Thursday, September 18, 2008
Thursday, September 4, 2008
Okay, there aren't any card pictures, just me rambling. I think I need to start journalling my thoughts.
I am changing my life, walking down a new pathway towards a healthier me. I am scheduled to undergo bariatric surgery on September 30. This is a huge committment for me. I have been thinking and researching this for more than 5 years...
I was born tiny, underweight. I stayed underweight for years. My dear dad would make me milkshakes and unknown to me until later would put a raw egg in it for extra protein. Then about puberty I started to get heavier, and the diet cycle began. I was able to maintain a respectable 150 pounds for a long time, but as my legs got worse, a sit down job, nervous munching, and low metabolism took over I ballooned and just kept ballooning. Now this did not happen overnight, it was 10 to 15 pounds a year. Pretty soon that 10 to 15 pounds a year added to the original 150 made for a obese me. I have dieted, boy have I dieted.

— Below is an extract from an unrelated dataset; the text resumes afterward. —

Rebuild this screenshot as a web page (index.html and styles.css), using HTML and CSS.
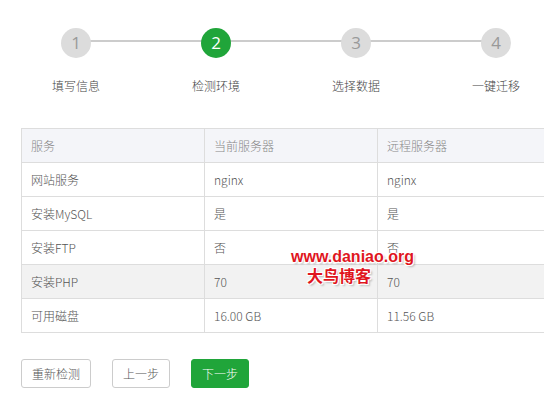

Nothing works for long.... they say now that it is because of genetics... My mom was heavy until she got cancer and then she was thin....not the way to lose weight. My grandmother was a large woman. My uncle was a large man. I guess it is on the Hollander side of the family. My brother is very deligent about weight lifting and eating very healthy. My son is too. They both have to battle the weight issues, but their genetic make up is a little different than mine which gives them a better chance at thin.
Anyhow enough rambling. I am excited to be healthy. I don't care about being "tiny", just healthy. I want to be able to walk with my husband along the beach, through an art gallery, in the forest along a path, and enjoy playing and being with my grandson. I want to watch my son continue to grow in the fine young man and father that he has become. All of this will be possible now, I have a chance to live a longer, healthier life. Sometimes cha...cha...cha...changes are a good thing.